By Michelle Maley, JD ’16 and Olivia Smith, JD ’17, Harvard Law School
On November 15, we traveled as representatives of the Harvard Health and Food Law and Policy Clinics to Jackson, Mississippi for the 9th Annual Southern Obesity Summit. The Summit is the largest regional event that focuses on obesity prevention in the United States. It draws participants from 16 Southern States as well as advocates from around the country. Attendees included policymakers, community-based organizations, health care providers, and members of other public health organizations.
The three-day Summit kicked off at the Mississippi Museum of Art with a delicious meal featuring local Mississippi foods prepared by the Museum’s Executive Chef Nick Wallace. The next two days consisted of panels and work groups, which were interspersed with dance parties and other fun activities to get everyone moving. The panels and work groups covered topics such as school foods and nutrition, food access, obesity research, and physical activity. Ona Balkus, a senior clinical fellow with the Food Law and Policy Clinic, presented about procurement of local foods, describing its importance and its potential for promoting sustainable, healthy food systems. Katie Garfield, a clinical fellow with the Health Law and Policy Clinic, also presented about the Clinic’s exciting work with food banks and food pantries as supporters of health promotion in their communities.

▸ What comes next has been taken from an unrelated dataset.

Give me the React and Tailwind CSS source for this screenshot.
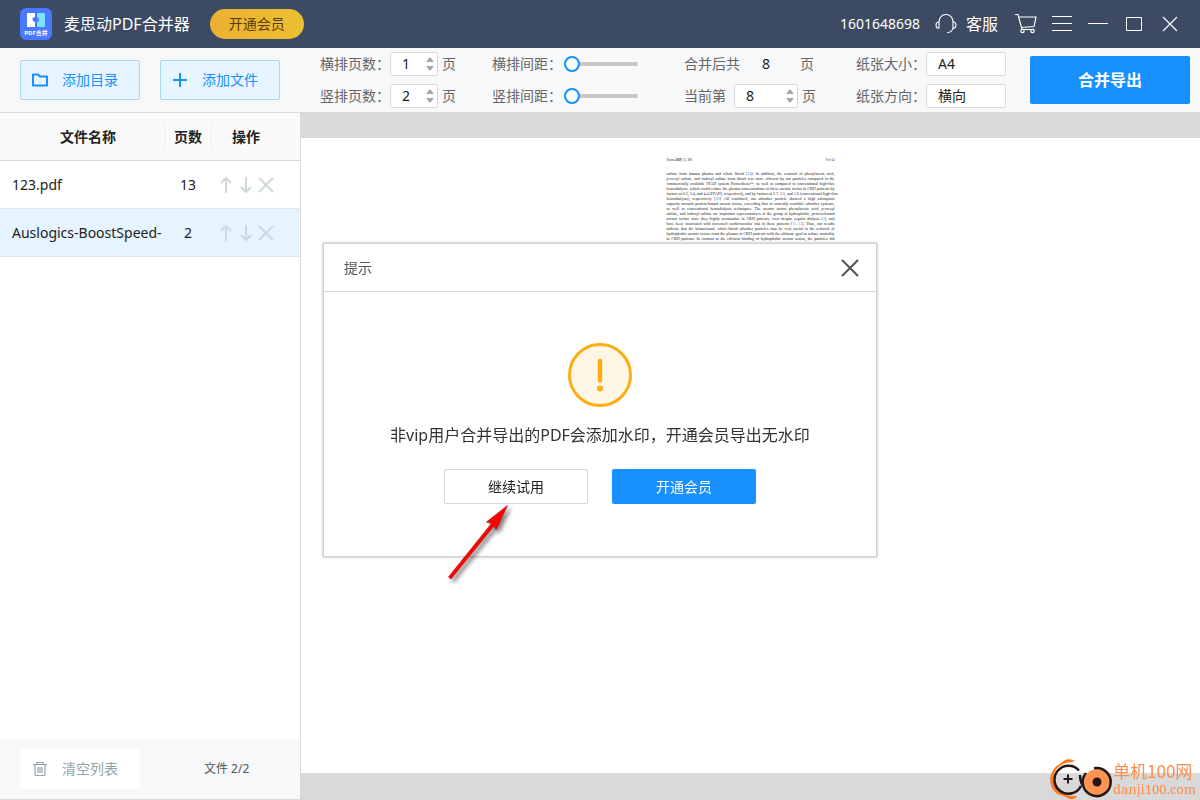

For us first-time students in the Food Law and Policy Clinic, the Summit gave us an exciting opportunity to hear from many influential stakeholders whose innovative initiatives are already addressing the obesity crisis. We were able to learn about programs focused on food-related health outcomes in schools, health care facilities, and the community as a whole. Many of these efforts have informed and are often at the forefront of our clinic research, which strives to provide guidance for communities that want to improve the quality of their food systems. Specifically, we are working this semester to update the FLPC’s Good Laws, Good Food local food policy toolkit, which provides a menu of policy options to communities working to improve their food systems. The Summit provided a plethora of ideas and innovations to incorporate into the updated toolkit to share with other communities around the country. We enjoyed being able to connect with individuals who serve as champions in their respective fields, as it is these individuals that we hope to reach through our work and learn from in the process.
The views reflected in this blog are those of the individual authors and do not necessarily represent those of the Center for Health Law & Policy Innovation or Harvard Law School. This blog is solely informational in nature, and not intended as a substitute for competent legal advice from a licensed and retained attorney in your state or country.